** START MATERIAL PROVIDED **

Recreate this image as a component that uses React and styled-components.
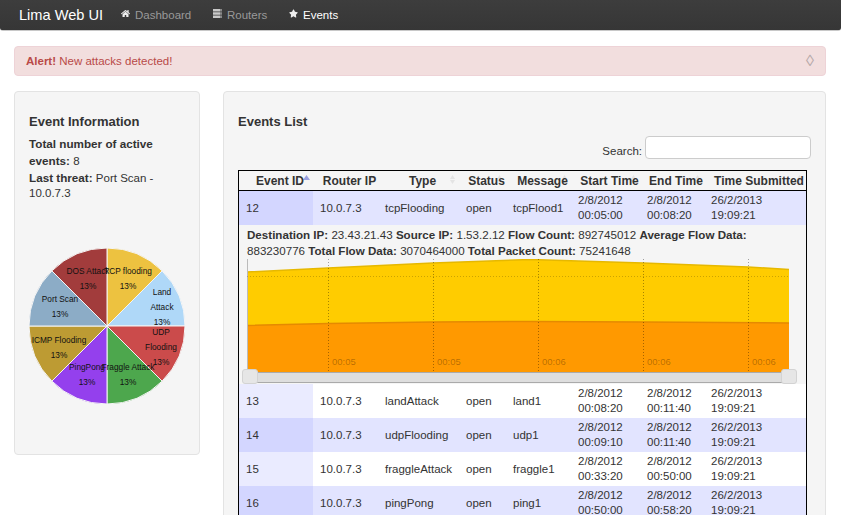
import React from "react";
import styled, { createGlobalStyle } from "styled-components";
import { FaHome, FaStar } from "react-icons/fa";

const GlobalStyle = createGlobalStyle`
  html, body {
    margin: 0;
    height: 515px;
    overflow: hidden;
    background: #fff;
  }
  body {
    font-family: "Liberation Sans", Arial, sans-serif;
    font-size: 11.5px;
    color: #333;
  }
`;

const Navbar = styled.div`
  display: flex;
  align-items: center;
  height: 30px;
  padding-left: 19px;
  background: linear-gradient(#3d3d3d, #363636);
  border-bottom: 1px solid #c8c8c8;
  border-radius: 0 0 3px 3px;
`;

const Brand = styled.div`
  width: 102px;
  font-size: 14.6px;
  color: #fff;
`;

const NavItem = styled.div`
  display: flex;
  align-items: center;
  gap: 5px;
  width: ${(p) => p.$width}px;
  color: ${(p) => (p.$active ? "#fff" : "#999")};
  svg {
    width: 9px;
    height: 9px;
    margin-top: -3px;
    color: #eee;
  }
`;

const Alert = styled.div`
  display: flex;
  justify-content: space-between;
  align-items: center;
  height: 28px;
  margin: 15px 15px 15px 14px;
  padding: 0 11px 0 11px;
  background: #f2dede;
  border: 1px solid #eed3d7;
  border-radius: 4px;
  color: #b94a48;
`;

const Close = styled.span`
  color: #b5a8a8;
  font-size: 16px;
  line-height: 18px;
`;

const Content = styled.div`
  display: grid;
  grid-template-columns: 186px 603px;
  gap: 23px;
  align-items: start;
  padding-left: 14px;
`;

const Well = styled.div`
  box-sizing: border-box;
  background: #f5f5f5;
  border: 1px solid #e3e3e3;
  border-radius: 4px;
`;

const Sidebar = styled(Well)`
  height: 364px;
  padding: 22px 14px 0;
`;

const Heading = styled.h3`
  margin: 0;
  font-size: 13px;
  line-height: 16px;
  font-weight: bold;
  color: #333;
`;

const Info = styled.p`
  margin: 6px 0 0;
  line-height: 15.8px;
  b {
    font-weight: bold;
    font-size: 11.7px;
  }
`;

const PieWrap = styled.svg`
  display: block;
  width: 158px;
  height: 160px;
  margin-top: 44px;
`;

const Panel = styled(Well)`
  height: 460px;
  padding: 22px 14px 0;
`;

const SearchRow = styled.div`
  display: flex;
  justify-content: flex-end;
  align-items: center;
  gap: 3px;
  margin: 6px 0 11px;
`;

const SearchLabel = styled.label`
  margin-top: 6px;
`;

const SearchInput = styled.input`
  box-sizing: border-box;
  width: 166px;
  height: 23px;
  background: #fff;
  border: 1px solid #ccc;
  border-radius: 4px;
  padding: 0;
`;

const Table = styled.table`
  table-layout: fixed;
  width: 569px;
  border-collapse: separate;
  border-spacing: 0;
  border: 1px solid #000;
  background: #fff;
  font-size: 11.5px;
`;

const Th = styled.th`
  position: relative;
  height: 19px;
  padding: 0 0 0 8px;
  font-size: 12px;
  font-weight: bold;
  text-align: center;
  color: #333;
  border-bottom: 1px solid #000;
  background: #f5f5f5;
  white-space: nowrap;
`;

const ThLabel = styled.span`
  position: relative;
`;

const SortMark = styled.svg`
  position: absolute;
  top: 3px;
  right: 3px;
  width: 7px;
  height: 11px;
`;

const Td = styled.td`
  height: 34px;
  padding: 0 0 0 7px;
  box-sizing: border-box;
  line-height: 15px;
  background: ${(p) => {
    if (p.$sorted) return p.$odd ? "#d3d6ff" : "#eaebff";
    return p.$odd ? "#e2e4ff" : "#fff";
  }};
`;

const DetailCell = styled.td`
  padding: 2px 0 0;
  background: #f5f5f5;
`;

const DetailText = styled.div`
  padding: 0 8px;
  font-size: 11.6px;
  line-height: 16px;
`;

const ChartWrap = styled.div`
  position: relative;
  height: 125px;
  width: 566px;
`;

const ChartSvg = styled.svg`
  display: block;
  margin-left: 8px;
`;

const Slider = styled.div`
  position: absolute;
  left: 8px;
  top: 113px;
  width: 542px;
  height: 11px;
  background: #dedede;
  border-top: 1px solid #aaa;
  border-bottom: 1px solid #aaa;
  box-sizing: border-box;
`;

const Handle = styled.div`
  position: absolute;
  top: 110px;
  left: ${(p) => p.$left}px;
  width: 16px;
  height: 15px;
  box-sizing: border-box;
  background: #e6e6e6;
  border: 1px solid #d3d3d3;
  border-radius: 3px;
`;

const columns = [74, 65, 81, 47, 65, 69, 64, 102];
const headers = ["Event ID", "Router IP", "Type", "Status", "Message", "Start Time", "End Time", "Time Submitted"];

const rows = [
  ["12", "tcpFlooding", "tcpFlood1", "00:05:00", "00:08:20"],
  ["13", "landAttack", "land1", "00:08:20", "00:11:40"],
  ["14", "udpFlooding", "udp1", "00:09:10", "00:11:40"],
  ["15", "fraggleAttack", "fraggle1", "00:33:20", "00:50:00"],
  ["16", "pingPong", "ping1", "00:50:00", "00:58:20"],
];

// label x is the centre of the text, y the first baseline, both inside the svg
const slices = [
  { color: "#edc240", label: ["TCP flooding"], x: 99, y: 28 },
  { color: "#afd8f8", label: ["Land", "Attack"], x: 133, y: 49 },
  { color: "#cb4b4b", label: ["UDP", "Flooding"], x: 132, y: 89 },
  { color: "#4da74d", label: ["Fraggle Attack"], x: 99, y: 124 },
  { color: "#9440ed", label: ["PingPong"], x: 58, y: 124 },
  { color: "#bd9b33", label: ["ICMP Flooding"], x: 30, y: 97 },
  { color: "#8cacc6", label: ["Port Scan"], x: 31, y: 56 },
  { color: "#a23c3c", label: ["DOS Attack"], x: 59, y: 28 },
];

const CX = 78;
const CY = 80;
const R = 78;

function slicePath(i) {
  const a0 = (i * Math.PI) / 4 - Math.PI / 2;
  const a1 = ((i + 1) * Math.PI) / 4 - Math.PI / 2;
  const x0 = CX + R * Math.cos(a0);
  const y0 = CY + R * Math.sin(a0);
  const x1 = CX + R * Math.cos(a1);
  const y1 = CY + R * Math.sin(a1);
  return `M${CX} ${CY}L${x0} ${y0}A${R} ${R} 0 0 1 ${x1} ${y1}Z`;
}

const Pie = () => (
  <PieWrap viewBox="0 0 158 160">
    {slices.map((s, i) => (
      <path key={s.color} d={slicePath(i)} fill={s.color} stroke="#f5f5f5" strokeWidth="1" />
    ))}
    {slices.map((s) => (
      <text
        key={s.color}
        textAnchor="middle"
        fontFamily="Liberation Sans, Arial, sans-serif"
        fontSize="8.3"
        fill="#111"
      >
        {[...s.label, "13%"].map((line, j) => (
          <tspan key={line} x={s.x} y={s.y + j * 15}>
            {line}
          </tspan>
        ))}
      </text>
    ))}
  </PieWrap>
);

// three stacked bars, each with a dim end, the glyph used for routers in the nav
const RouterIcon = () => (
  <svg viewBox="0 0 9 9">
    <path d="M0 0H7V2.5H0ZM0 3.25H7V5.75H0ZM0 6.5H7V9H0Z" fill="#c8c8c8" />
    <path d="M7 0H9V2.5H7ZM7 3.25H9V5.75H7ZM7 6.5H9V9H7Z" fill="#8a8a8a" />
  </svg>
);

const gridX = [81, 186, 291, 396, 501];
const gridLabels = ["00:05", "00:05", "00:06", "00:06", "00:06"];

const Chart = () => (
  <ChartSvg width="542" height="113" viewBox="0 0 542 113">
    <path d="M0 13L81 9L186 4L283 0.5L396 4L501 8L542 10.5V113H0Z" fill="#ffcc00" />
    <path d="M0 13L81 9L186 4L283 0.5L396 4L501 8L542 10.5" fill="none" stroke="#e6b800" strokeWidth="1.5" />
    <path d="M0 66.5L81 64.5L186 63L283 62.5L396 63L542 64V113H0Z" fill="#ff9900" />
    <path d="M0 66.5L81 64.5L186 63L283 62.5L396 63L542 64" fill="none" stroke="#e58a00" strokeWidth="1.5" />
    <line x1="0.5" y1="0" x2="0.5" y2="113" stroke="#bbb" />
    <line x1="0" y1="17.5" x2="542" y2="17.5" stroke="rgba(0,0,0,0.2)" strokeDasharray="1 2" />
    {gridX.map((x, i) => (
      <g key={x}>
        <line x1={x + 0.5} y1="0" x2={x + 0.5} y2="113" stroke="rgba(0,0,0,0.35)" strokeDasharray="1 2" />
        <text x={x + 4} y="106" fontFamily="Liberation Sans, Arial, sans-serif" fontSize="9.5" fill="rgba(0,0,0,0.3)">
          {gridLabels[i]}
        </text>
      </g>
    ))}
  </ChartSvg>
);

const EventRow = ({ row, odd }) => (
  <tr>
    <Td $sorted $odd={odd}>{row[0]}</Td>
    <Td $odd={odd}>10.0.7.3</Td>
    <Td $odd={odd}>{row[1]}</Td>
    <Td $odd={odd}>open</Td>
    <Td $odd={odd}>{row[2]}</Td>
    <Td $odd={odd}>2/8/2012<br />{row[3]}</Td>
    <Td $odd={odd}>2/8/2012<br />{row[4]}</Td>
    <Td $odd={odd}>26/2/2013<br />19:09:21</Td>
  </tr>
);

export default function App() {
  return (
    <>
      <GlobalStyle />
      <Navbar>
        <Brand>Lima Web UI</Brand>
        <NavItem $width={92}><FaHome />Dashboard</NavItem>
        <NavItem $width={76}><RouterIcon />Routers</NavItem>
        <NavItem $active><FaStar />Events</NavItem>
      </Navbar>
      <Alert>
        <span><b>Alert!</b> New attacks detected!</span>
        <Close>◊</Close>
      </Alert>
      <Content>
        <Sidebar>
          <Heading>Event Information</Heading>
          <Info>
            <b>Total number of active events:</b> 8<br />
            <b>Last threat:</b> Port Scan - 10.0.7.3
          </Info>
          <Pie />
        </Sidebar>
        <Panel>
          <Heading>Events List</Heading>
          <SearchRow>
            <SearchLabel>Search:</SearchLabel>
            <SearchInput />
          </SearchRow>
          <Table>
            <colgroup>
              {columns.map((w, i) => <col key={i} width={w} />)}
            </colgroup>
            <thead>
              <tr>
                {headers.map((h, i) => (
                  <Th key={h}>
                    <SortMark viewBox="0 0 7 11">
                      {i === 0 ? (
                        <path d="M3.5 1L7 6H0Z" fill="#9aa0e0" />
                      ) : (
                        <path d="M3.5 1L6 5H1ZM3.5 10L1 6H6Z" fill="#e4e4e4" />
                      )}
                    </SortMark>
                    <ThLabel>{h}</ThLabel>
                  </Th>
                ))}
              </tr>
            </thead>
            <tbody>
              <EventRow row={rows[0]} odd />
              <tr>
                <DetailCell colSpan={8}>
                  <DetailText>
                    <b>Destination IP:</b> 23.43.21.43 <b>Source IP:</b> 1.53.2.12 <b>Flow Count:</b> 892745012 <b>Average Flow Data:</b> 883230776 <b>Total Flow Data:</b> 3070464000 <b>Total Packet Count:</b> 75241648
                  </DetailText>
                  <ChartWrap>
                    <Chart />
                    <Slider />
                    <Handle $left={3} />
                    <Handle $left={542} />
                  </ChartWrap>
                </DetailCell>
              </tr>
              {rows.slice(1).map((row, i) => (
                <EventRow key={row[0]} row={row} odd={i % 2 === 1} />
              ))}
            </tbody>
          </Table>
        </Panel>
      </Content>
    </>
  );
}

** END MATERIAL PROVIDED **

GIVEN PROBLEM | Count the lines of the data that include the string "components", and give only that number.

COMPLETE OUTPUT | 2